● Requirements
Which lines fall between the line holding "Clone this screenshot in HTML." and the line holding "</body></html>", inclusive? Retype them exactly, without the pictures, and add nothing else.

========================================

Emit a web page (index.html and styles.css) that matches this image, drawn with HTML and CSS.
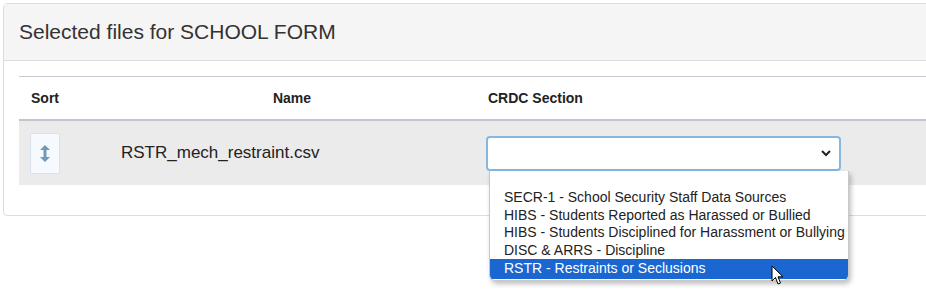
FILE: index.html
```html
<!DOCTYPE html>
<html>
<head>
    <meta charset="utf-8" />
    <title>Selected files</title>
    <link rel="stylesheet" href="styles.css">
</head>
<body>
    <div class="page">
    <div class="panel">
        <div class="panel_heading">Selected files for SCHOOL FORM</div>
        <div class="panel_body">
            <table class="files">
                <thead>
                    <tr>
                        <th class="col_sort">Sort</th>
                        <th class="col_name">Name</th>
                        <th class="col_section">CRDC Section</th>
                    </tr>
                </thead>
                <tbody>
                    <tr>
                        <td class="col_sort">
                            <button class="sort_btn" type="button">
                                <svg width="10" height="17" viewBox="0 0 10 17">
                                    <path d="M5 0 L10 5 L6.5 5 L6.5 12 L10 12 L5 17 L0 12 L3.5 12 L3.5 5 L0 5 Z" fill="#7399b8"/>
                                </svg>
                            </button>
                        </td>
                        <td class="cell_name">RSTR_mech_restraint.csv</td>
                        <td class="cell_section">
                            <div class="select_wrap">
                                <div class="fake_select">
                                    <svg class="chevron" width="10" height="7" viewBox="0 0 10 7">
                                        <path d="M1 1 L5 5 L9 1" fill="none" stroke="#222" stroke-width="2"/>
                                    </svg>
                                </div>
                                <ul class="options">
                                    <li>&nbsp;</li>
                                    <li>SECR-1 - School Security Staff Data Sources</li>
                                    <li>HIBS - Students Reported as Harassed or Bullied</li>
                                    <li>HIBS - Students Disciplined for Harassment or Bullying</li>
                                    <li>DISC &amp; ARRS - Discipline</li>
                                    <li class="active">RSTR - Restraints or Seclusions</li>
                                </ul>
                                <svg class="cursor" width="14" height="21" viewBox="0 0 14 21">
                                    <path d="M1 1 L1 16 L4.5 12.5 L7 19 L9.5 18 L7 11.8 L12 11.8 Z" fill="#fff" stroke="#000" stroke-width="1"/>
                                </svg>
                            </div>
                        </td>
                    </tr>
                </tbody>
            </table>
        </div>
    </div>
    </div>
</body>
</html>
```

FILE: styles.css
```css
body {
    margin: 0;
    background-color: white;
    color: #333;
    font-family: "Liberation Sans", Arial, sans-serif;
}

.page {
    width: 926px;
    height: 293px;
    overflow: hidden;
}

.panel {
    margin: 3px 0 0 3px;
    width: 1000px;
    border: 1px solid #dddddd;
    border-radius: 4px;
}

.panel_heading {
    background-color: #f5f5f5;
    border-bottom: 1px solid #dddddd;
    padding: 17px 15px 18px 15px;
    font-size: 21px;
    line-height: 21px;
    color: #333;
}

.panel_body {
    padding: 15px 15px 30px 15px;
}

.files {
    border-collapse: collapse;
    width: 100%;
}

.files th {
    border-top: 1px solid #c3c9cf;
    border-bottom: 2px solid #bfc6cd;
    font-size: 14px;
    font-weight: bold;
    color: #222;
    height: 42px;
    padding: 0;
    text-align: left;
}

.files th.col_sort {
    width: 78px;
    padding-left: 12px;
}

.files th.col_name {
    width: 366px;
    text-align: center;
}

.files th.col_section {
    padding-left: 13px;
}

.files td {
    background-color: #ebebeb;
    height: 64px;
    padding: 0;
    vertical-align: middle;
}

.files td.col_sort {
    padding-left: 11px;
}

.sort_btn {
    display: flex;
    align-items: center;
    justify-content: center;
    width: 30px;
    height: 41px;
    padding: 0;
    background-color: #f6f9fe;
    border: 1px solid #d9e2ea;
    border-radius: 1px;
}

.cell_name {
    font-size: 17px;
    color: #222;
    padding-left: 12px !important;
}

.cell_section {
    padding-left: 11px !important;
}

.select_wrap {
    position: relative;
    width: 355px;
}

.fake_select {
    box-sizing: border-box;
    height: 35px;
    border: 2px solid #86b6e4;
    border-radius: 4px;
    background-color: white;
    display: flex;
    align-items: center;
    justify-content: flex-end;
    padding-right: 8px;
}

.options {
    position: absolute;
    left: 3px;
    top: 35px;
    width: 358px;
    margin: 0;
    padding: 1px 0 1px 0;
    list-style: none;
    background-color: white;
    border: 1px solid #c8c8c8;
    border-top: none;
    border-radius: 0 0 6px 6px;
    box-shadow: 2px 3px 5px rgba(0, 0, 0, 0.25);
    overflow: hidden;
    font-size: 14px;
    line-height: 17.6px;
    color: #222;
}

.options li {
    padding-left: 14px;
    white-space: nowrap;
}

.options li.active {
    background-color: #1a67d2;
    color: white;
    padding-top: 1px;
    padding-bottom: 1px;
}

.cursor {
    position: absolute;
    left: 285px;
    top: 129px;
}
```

========================================

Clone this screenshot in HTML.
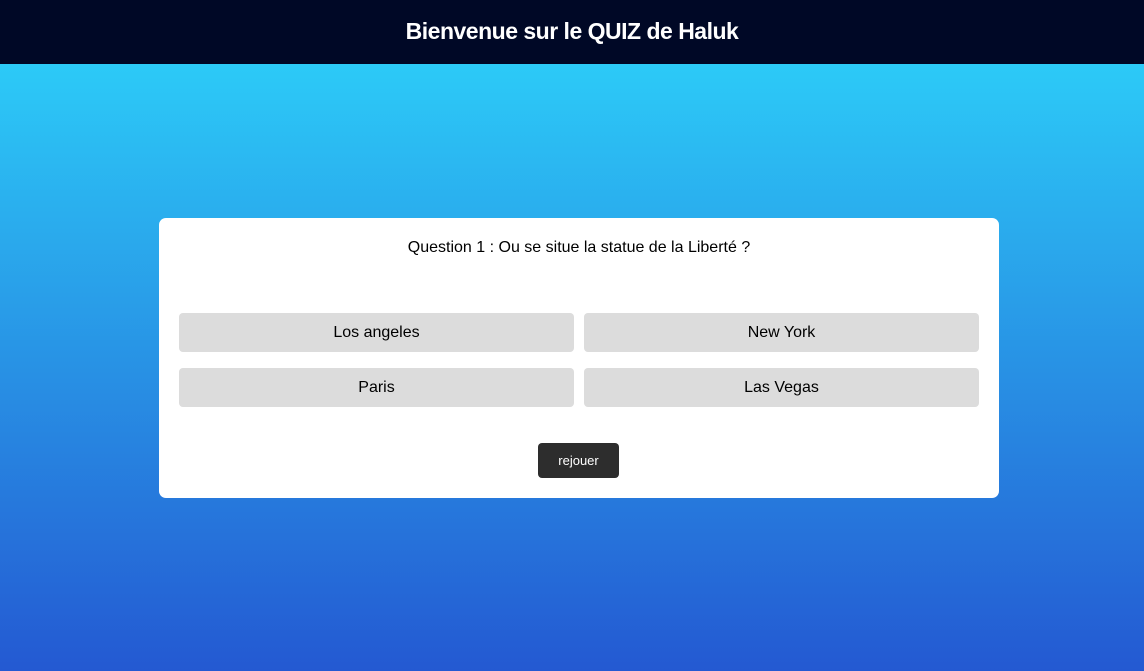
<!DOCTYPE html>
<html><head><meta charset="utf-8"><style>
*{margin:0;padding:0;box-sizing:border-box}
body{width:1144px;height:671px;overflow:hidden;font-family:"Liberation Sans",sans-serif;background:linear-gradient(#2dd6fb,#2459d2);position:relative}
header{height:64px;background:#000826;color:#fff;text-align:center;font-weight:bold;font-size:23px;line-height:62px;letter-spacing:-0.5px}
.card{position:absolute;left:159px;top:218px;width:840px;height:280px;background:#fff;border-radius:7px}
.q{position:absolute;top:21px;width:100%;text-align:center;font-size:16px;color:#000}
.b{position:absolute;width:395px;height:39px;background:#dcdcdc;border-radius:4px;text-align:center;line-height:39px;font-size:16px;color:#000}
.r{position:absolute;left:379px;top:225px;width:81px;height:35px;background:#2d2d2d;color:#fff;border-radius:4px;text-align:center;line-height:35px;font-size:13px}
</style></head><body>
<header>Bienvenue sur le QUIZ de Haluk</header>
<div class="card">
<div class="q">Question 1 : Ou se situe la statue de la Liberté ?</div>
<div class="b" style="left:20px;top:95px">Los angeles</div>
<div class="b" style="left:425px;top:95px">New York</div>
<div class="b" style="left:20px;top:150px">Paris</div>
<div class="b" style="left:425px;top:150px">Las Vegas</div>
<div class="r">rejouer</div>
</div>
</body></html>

========================================

● Answer for the task
Clone this screenshot in HTML.
<!DOCTYPE html>
<html><head><meta charset="utf-8"><style>
*{margin:0;padding:0;box-sizing:border-box}
body{width:1144px;height:671px;overflow:hidden;font-family:"Liberation Sans",sans-serif;background:linear-gradient(#2dd6fb,#2459d2);position:relative}
header{height:64px;background:#000826;color:#fff;text-align:center;font-weight:bold;font-size:23px;line-height:62px;letter-spacing:-0.5px}
.card{position:absolute;left:159px;top:218px;width:840px;height:280px;background:#fff;border-radius:7px}
.q{position:absolute;top:21px;width:100%;text-align:center;font-size:16px;color:#000}
.b{position:absolute;width:395px;height:39px;background:#dcdcdc;border-radius:4px;text-align:center;line-height:39px;font-size:16px;color:#000}
.r{position:absolute;left:379px;top:225px;width:81px;height:35px;background:#2d2d2d;color:#fff;border-radius:4px;text-align:center;line-height:35px;font-size:13px}
</style></head><body>
<header>Bienvenue sur le QUIZ de Haluk</header>
<div class="card">
<div class="q">Question 1 : Ou se situe la statue de la Liberté ?</div>
<div class="b" style="left:20px;top:95px">Los angeles</div>
<div class="b" style="left:425px;top:95px">New York</div>
<div class="b" style="left:20px;top:150px">Paris</div>
<div class="b" style="left:425px;top:150px">Las Vegas</div>
<div class="r">rejouer</div>
</div>
</body></html>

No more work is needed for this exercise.